As part of the FSD team in Shibwe, I was given the opportunity to listen to my colleagues, community health workers, and neighbors in the community as they told me of their personal strengths, the challenges they had overcome, and how the hospital could work to empower the community. Together, we highlighted the skills of those around us that could strengthen the hospital and its ability to provide effective patient care. By focusing on the assets we could bring to our project goals, we were better prepared to address the hospital’s limitations and what could be improved upon.

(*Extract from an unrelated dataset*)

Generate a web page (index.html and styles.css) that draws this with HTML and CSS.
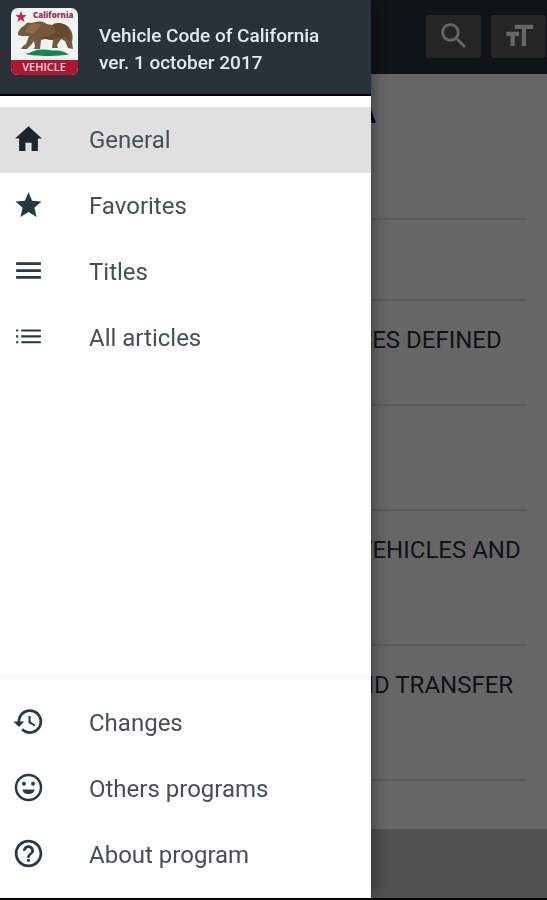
FILE: index.html
```
<!DOCTYPE html>
<html lang="en">
<head>
    <meta charset="UTF-8">
    <meta name="viewport" content="width=device-width, initial-scale=1.0">
    <title>Vehicle Code of California</title>
    <link rel="stylesheet" href="styles.css">
</head>
<body>
    <div class="page">
        <header class="toolbar">
            <button class="tool-button" type="button" aria-label="Search">
                <svg viewBox="0 0 24 24"><path d="M15.5 14h-.79l-.28-.27C15.41 12.59 16 11.11 16 9.5 16 5.91 13.09 3 9.5 3S3 5.91 3 9.5 5.91 16 9.5 16c1.61 0 3.09-.59 4.23-1.57l.27.28v.79l5 4.99L20.49 19l-4.99-5zm-6 0C7.01 14 5 11.99 5 9.5S7.01 5 9.5 5 14 7.01 14 9.5 11.99 14 9.5 14z"/></svg>
            </button>
            <button class="tool-button" type="button" aria-label="Text size">
                <svg viewBox="0 0 24 24"><path d="M9 4v3h5v12h3V7h5V4H9zm-6 8h3v7h3v-7h3V9H3v3z"/></svg>
            </button>
        </header>
        <main class="content">
            <h1 class="title">VEHICLE CODE OF CALIFORNIA</h1>
            <ul class="divisions">
                <li>GENERAL PROVISIONS</li>
                <li>DIVISION 1. WORDS AND PHRASES DEFINED [100 - 681]</li>
                <li>DIVISION 2. ADMINISTRATION<br>[1500 - 3093]</li>
                <li>DIVISION 3. REGISTRATION OF VEHICLES AND CERTIFICATES OF TITLE<br>[4000 - 9808]</li>
                <li>DIVISION 3.5. REGISTRATION AND TRANSFER OF VESSELS<br>[9840 - 9928]</li>
            </ul>
        </main>
    </div>

    <div class="overlay"></div>

    <aside class="drawer">
        <div class="drawer-header">
            <svg class="logo" viewBox="0 0 67 67" role="img" aria-label="California Vehicle">
                <defs>
                    <clipPath id="logoShape"><rect width="67" height="67" rx="7"/></clipPath>
                </defs>
                <g clip-path="url(#logoShape)">
                    <rect width="67" height="67" fill="#eef3f3"/>
                    <rect y="52" width="67" height="15" fill="#b3142f"/>
                    <path fill="#cf1f40" d="M10 3l1.4 4.1 4.3.1-3.400 2.600 1.200 4.200L10 11.600 6.500 14l1.200-4.200-3.400-2.600 4.300-.1z"/>
                    <text class="logo-name" x="22" y="10">California</text>
                    <path fill="#14864a" d="M14 46c6-1 8-4 17-4.500 6-.5 9 1.500 14 1 6 0 9 2 13 4-10 2-34 2-44-.5z"/>
                    <path fill="#75593a" d="M7 25c1-4 4-6 7-8 2-3 4-3 6-2 5-1 8-2 12-1 4 2 7 4 12 2 6-2 12 0 15 5 3 4 3 9 2 13l1 7-5-1-3-7-4-2-4 6 1 3h-6l1-8-8-1-4 1-1 9h-6l1-3-1-5-3 4-4 4h-6l2-3 3-2 3-8-7 0-4-1z"/>
                    <path fill="#654a2e" d="M42 16c6-2 13-1 16 6 2 4 1 9 1 12l-4-5-8 1-8 2-10-3c7 0 12-2 16-5z"/>
                    <path fill="#8a6c4a" d="M18 17c5-2 9-2 12 0l-7 9-9-2z"/>
                    <text class="logo-label" x="33" y="63">VEHICLE</text>
                </g>
            </svg>
            <p class="app-name">Vehicle Code of California<br>ver. 1 october 2017</p>
        </div>
        <nav class="menu menu-main">
            <a class="menu-item active" href="#general">
                <svg viewBox="0 0 512 512"><path d="M208 448V320h96v128h97.600V256H464L256 64 48 256h62.400v192z"/></svg>
                General
            </a>
            <a class="menu-item" href="#favorites">
                <svg viewBox="0 0 512 512"><path d="M256 372.686L380.830 448l-33.021-142.066L458 210.409l-145.267-12.475L256 64l-56.743 133.934L54 210.409l110.192 95.525L131.161 448z"/></svg>
                Favorites
            </a>
            <a class="menu-item" href="#titles">
                <svg viewBox="0 0 512 512"><path d="M64 384h384v-42.666H64V384zm0-106.666h384v-42.667H64v42.667zM64 128v42.665h384V128H64z"/></svg>
                Titles
            </a>
            <a class="menu-item" href="#articles">
                <svg viewBox="0 0 512 512"><path d="M144 146h304v34H144zM144 237h304v34H144zM144 328h304v34H144zM64 146h34v34H64zM64 237h34v34H64zM64 328h34v34H64z"/></svg>
                All articles
            </a>
        </nav>
        <nav class="menu menu-bottom">
            <a class="menu-item" href="#changes">
                <svg viewBox="0 0 24 24"><path d="M13 3c-4.970 0-9 4.030-9 9H1l3.890 3.890.07.14L9 12H6c0-3.870 3.130-7 7-7s7 3.130 7 7-3.130 7-7 7c-1.930 0-3.680-.79-4.940-2.060l-1.420 1.420C8.270 19.990 10.510 21 13 21c4.970 0 9-4.030 9-9s-4.030-9-9-9zm-1 5v5l4.280 2.540.72-1.210-3.500-2.080V8H12z"/></svg>
                Changes
            </a>
            <a class="menu-item" href="#others">
                <svg viewBox="0 0 24 24"><path d="M12 2a10 10 0 1 0 0 20 10 10 0 0 0 0-20zm0 18.200a8.200 8.200 0 1 1 0-16.400 8.200 8.200 0 0 1 0 16.400z"/><circle cx="8.700" cy="9.300" r="1.400"/><circle cx="15.300" cy="9.300" r="1.400"/><path d="M7.600 13.500h8.800c-.4 2.400-2.200 3.300-4.400 3.300s-4-.9-4.400-3.300z"/></svg>
                Others programs
            </a>
            <a class="menu-item" href="#about">
                <svg viewBox="0 0 24 24"><path d="M11 18h2v-2h-2v2zm1-16C6.480 2 2 6.480 2 12s4.480 10 10 10 10-4.480 10-10S17.520 2 12 2zm0 18c-4.410 0-8-3.590-8-8s3.590-8 8-8 8 3.590 8 8-3.590 8-8 8zm0-14c-2.210 0-4 1.790-4 4h2c0-1.100.9-2 2-2s2 .9 2 2c0 2-3 1.750-3 5h2c0-2.250 3-2.500 3-5 0-2.210-1.790-4-4-4z"/></svg>
                About program
            </a>
        </nav>
    </aside>
</body>
</html>
```
FILE: styles.css
```
* {
    box-sizing: border-box;
}
body {
    margin: 0;
    font-family: Roboto, Arial, sans-serif;
    background-color: #c8c8c8;
    color: #263238;
}
.page {
    min-height: 100vh;
    border-bottom: 2px solid #000;
}
.toolbar {
    display: flex;
    justify-content: flex-end;
    align-items: center;
    gap: 10px;
    height: 74px;
    padding: 0 1px 2px;
    background-color: #263238;
}
.tool-button {
    display: flex;
    justify-content: center;
    align-items: center;
    width: 55px;
    height: 43px;
    padding: 0;
    border: none;
    border-radius: 3px;
    background-color: #5c5c5c;
    cursor: pointer;
}
.tool-button svg {
    width: 34px;
    height: 34px;
    fill: #fff;
}
.content {
    padding: 26px 20px 48px;
    background-color: #fff;
}
.title {
    min-height: 118px;
    margin: 0;
    font-size: 25px;
    line-height: 30px;
    font-weight: 700;
    color: #000;
}
.divisions {
    margin: 0;
    padding: 0;
    list-style: none;
    border-bottom: 2px solid #e2e2e2;
}
.divisions li {
    min-height: 81px;
    padding: 24px 0 19px 2px;
    border-top: 2px solid #e2e2e2;
    font-size: 24px;
    line-height: 30px;
}

/* Side menu */
.overlay {
    position: fixed;
    inset: 0 0 2px;
    background-color: rgba(0, 0, 0, 0.6);
}
.drawer {
    position: fixed;
    top: 0;
    bottom: 2px;
    left: 0;
    display: flex;
    flex-direction: column;
    width: calc(100% - 176px);
    background-color: #fff;
    box-shadow: 0 0 16px rgba(0, 0, 0, 0.5);
    overflow-y: auto;
}
.drawer-header {
    display: flex;
    gap: 21px;
    height: 96px;
    padding: 8px 11px;
    background-color: #2a3239;
    border-bottom: 2px solid #000;
}
.logo {
    flex: none;
    width: 67px;
    height: 67px;
}
.logo-name {
    font-family: "Open Sans", sans-serif;
    font-size: 8px;
    font-weight: 800;
    fill: #a3304f;
}
.logo-label {
    font-family: "Open Sans", sans-serif;
    font-size: 11px;
    font-weight: 600;
    text-anchor: middle;
    fill: #f3dfe2;
}
.app-name {
    margin: 0;
    padding-top: 14px;
    font-size: 19px;
    line-height: 27px;
    font-weight: 500;
    color: #e4eaee;
}
.menu {
    display: flex;
    flex-direction: column;
}
.menu-main {
    flex: 1;
    padding-top: 11px;
}
.menu-bottom {
    padding: 11px 0 10px;
    border-top: 4px solid #f8f8f8;
}
.menu-item {
    display: flex;
    align-items: center;
    gap: 44px;
    height: 66px;
    padding: 0 12px;
    font-size: 24px;
    line-height: 30px;
    color: #455055;
    text-decoration: none;
}
.menu-item svg {
    width: 33px;
    height: 33px;
    margin-bottom: 3px;
    fill: #263a40;
}
.menu-item.active {
    background-color: #e0e0e0;
}
.menu-item.active svg {
    fill: #1c272c;
}
```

Ultimately, we recognized that by restructuring several of the hospital wards, we could maximize hospital space and improve patient quality of care. There was a larger building that had been built several years prior but remained unfinished; space was tight in the remaining wards, particularly during the summer time when malaria and typhoid fever are common, requiring prompt hospital care. Our initiative aimed to restructure the hospital and build a new female inpatient ward in the unfinished building while making more efficient use of the previously existing rooms. Having made personal connections with individuals in the community, I was introduced to the local village carpenter, a local electrician, and community members who felt empowered to play an active role in our initiative. The enthusiasm we all shared was tangible, and appeared contagious as more community members heard of our work. Even the owner of the next-door family-owned restaurant where I often went for lunch chapatis approached me and asked to be involved; he happened to work as a metal welder, and asked to contribute in building additional bed frames for the new ward. Indeed, one of the most rewarding aspects of my work with FSD was the recognition that everyone’s efforts would have a direct impact on their very own community; as a result, there was a developing sense of pride that was inspiring to witness and be a part of.

By the end of my time in Shibwe, we were able to see the completion and opening of the new ward. Additionally, near the end of my time in Kenya, Nancy delivered her baby naturally, without complications. She named her daughter Roshan.

I had the opportunity to return to Shibwe several years after finishing my internship. It was incredible to witness what had come of our efforts - our collaborations had empowered the community members who had sourced their skills in our hospital initiative to play an active role in developing new initiatives to improve the community as a whole, and the hospital had been able to care for an increased patient load while maintaining quality of care. It was great to reconnect with the community that had left an indelible mark on me.

My experience working with the incredible FSD staff and the Shibwe community was one I will never forget, and I am thankful for such an eye-opening and humbling opportunity.